AML Whistleblowers Now Have More Appetizing Options
The new legislation makes the program more palatable to whistleblowers in important ways. First, it adds a 10% minimum award for whistleblowers whose information leads to the collection of monetary sanctions that exceed the program’s $1 million threshold. The maximum remains at 30%.
Next, the legislation expands both the pool of individuals who can qualify as whistleblowers and the range of violations on which whistleblowers can report. Previously, individuals serving in a compliance or audit function with an allegedly violating firm were ineligible to collect awards as whistleblowers. However, the new law removes this restriction.
In addition, the legislation adds violations of U.S. economic sanctions laws to the categories of violations that can give rise to anti-money laundering whistleblower awards. Therefore, whistleblowers can now collect awards for reporting on persons who are providing money, weapons, and technologies to sanctioned countries.

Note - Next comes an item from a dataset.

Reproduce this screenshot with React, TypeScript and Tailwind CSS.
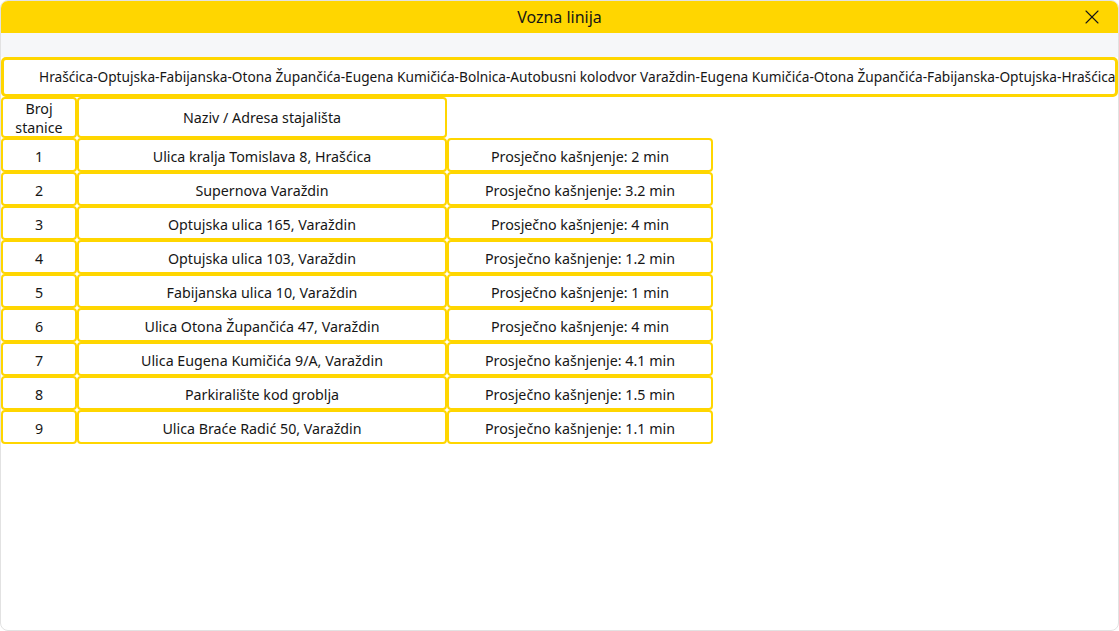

In large part, this expansion was a direct and bipartisan response by lawmakers hungry to impose consequences on Russia for its invasion of Ukraine.
Finally, and to avoid taxpayer indigestion, Congress made the anti-money laundering whistleblower program self-funding through the establishment of a “Financial Integrity Fund,” which can maintain a balance of up to $300 million and will come from fines collected by the departments of Justice and Treasury.
This new legislation serves as a good reminder to firms to review, and strengthen if necessary, their procedures for detecting and preventing anti-money laundering, Bank Secrecy Act, and sanction law violations.